If McDonagh’s initial interest was campy, her appreciation of the content came to be entirely serious. As she explains it, the books themselves provide a rare glimpse in to a world that was largely kept secret out of fear and shame. “They’re not poking fun at what they’re describing,” she explains. “Some of them are funny and humorous but they take their subject as seriously as if they were mainstream books.” Given the insight these “stroke books” provide into gay life of another era, she began to view them and their preservation as a way of honoring a past that has long been hidden to all but a select few. While it’s easy to forget today, with LGBTQ culture being so central to mainstream pop culture and politics, that life deep in the closet was once the only life that many people knew in those years. Before RuPaul and Modern Family, were household words, gay characters were either the campy, swishy butt of every joke (such as Paul Lynde’s “bachelor” Uncle Arthur on bewitched) or tragic, unspoken figures like Sal Mineo in Rebel without a Cause – if they were seen or spoken about at all. These books – whether they took place in the future, in the Wild West or among Cold War espionage – were a time capsule of a hidden history.
Produced quickly and cheaply by sketchy imprints that were often opened just for the purpose of releasing a few titles then dissolved even before authorities to catch up with them, these books were not easy to come by even in their heyday. In the days before triple-X cornucopia of the internet, porn consumption was hampered by both the inconvenience of finding materials through brick and mortar stores that catered to your specific tastes (largely only available in urban areas, such as New York or San Francisco) and the risk of receiving it through the mail, which was actually illegal until the Supreme Court’s landmark Miller vs. California decision of 1973. So, just getting one’s hands on a copy of something like The Queer Frenzy meant assuming the possibility of some level of exposure.
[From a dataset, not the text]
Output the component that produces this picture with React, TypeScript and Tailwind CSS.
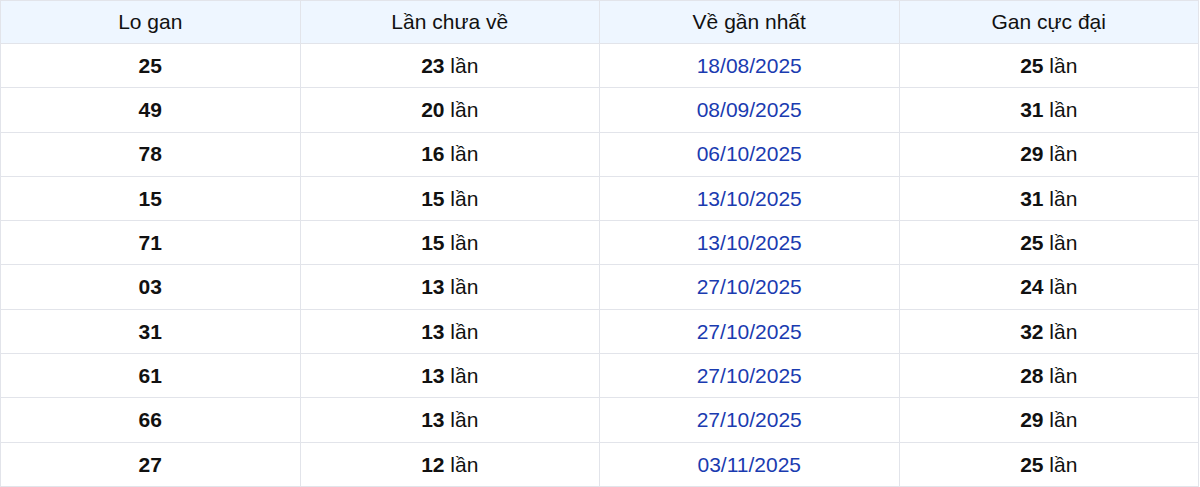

Given the stigma, it’s also understandable that these were not the sort of collectibles most people would’ve kept around the house. They were disposable by design, which would make collecting them – even after the advent of eBay – something of a challenge. “People who bought them, read them and threw them away,” she says, adding, “I think, that’s part of the reason why, given how many of these books were published, (it’s) kind of surprising how not many of them are available for sale online, right now.” Because of their fragile existence, she also discovered the storytellers behind the stories were often lost to history. Largely written under some rather colorful pseudonyms (e.g., Barry Licshaft, Don Kedong, Roger Shaft, Lance Rogers, Rod Hammer, Thumper Johnson, Rich Cummings, Carl Creamum, Richard Ballsville and Ron Adcock were all authors of note) tracking down the actual writers has been difficult but not impossible. Although a few authors stepped up to claim their work in later years like Dirk Vanden or Victor Banis, many did not out of fear of being outed or just the literary shame of having written pornos. Writing these books, however, may have provided an otherwise unavailable outlet to some gay writers of that era (if you could get past the publisher’s simple demands.) “You could write almost anything you wanted. You could write as good or as bad a book as you wanted as long as you gave them the one thing that they wanted from you, which was that you have good, big, sex scene at the beginning of each chapter.”

McDonagh would eventually be able to suss out a few of the author true identities, not out of curiosity as a collector, but out of legal necessity as a publisher. After years of acquiring these books, and with the encouragement of her very understanding husband, she launched 120 Days Books, which used the print-on-demand Create Space to reissue some of her favorite (and legally available as copyright “orphan works”) titles. Thus far, the reaction to her thriller double features like Man Eater/Night of the Sadist and Vampire’s Kiss/Gay Vampire and others have done remarkably well for a DIY publishing house with no advertising budget. Moreover, the response from customers and the curious has been positive. Which she loves, since it means a whole new audience is discovering that this kind of pulp has some genuine merit beyond the Tom of Finland-like covers, fun titles and raunchy sex. “I’m really frankly charmed by anybody who posts, ‘I just read this book and it was a really good story. I brought it because okay. I’ve got to see this and then realized it was genuinely a good book. Genuinely interesting.'”
In addition to being forbidden fruit, these books also marked a period in time that was finite: the golden era of narrative porn. While greatly diminished in popularity today, it might not be entirely gone. In its own way, the internet may have brought back at least a portion of the narrative porn genre that marked the structure of many of these books with the web’s vast and varied dedication to slash fiction. If another era looked to monsters, cowboys and astronauts for erotic inspiration, a newer, more media saturated generation might see possibilities in Harry Potter, Star Trek and Buffy the Vampire Slayer. However, in the days before 24-7 access to information and fandom, it was a trend that couldn’t last: gentrification, the AIDS epidemic, the sexual revolution and the gay rights movement would all have their impact in the demise of pulp porn, but the real killer, McDonagh believes was closer to home in the form of widely available VHS tapes. “Video. That was the absolute end of it, I think, because most people who want to consume pornography, if given a choice, want to look at it. They want to see people doing it. They don’t want to read a whole book.”
Why revisit works that were meant to be trashed? A number of reasons, not the least of which is that they’re fun and they provide a unique window into a generation that otherwise faced historic erasure. Especially now with much of gay culture firmly in the mainstream and joyously out of the closet and Times Square cleaned up and family friendly, now may be an ideal time to reexamine a movement’s move from its roots at the edges of society.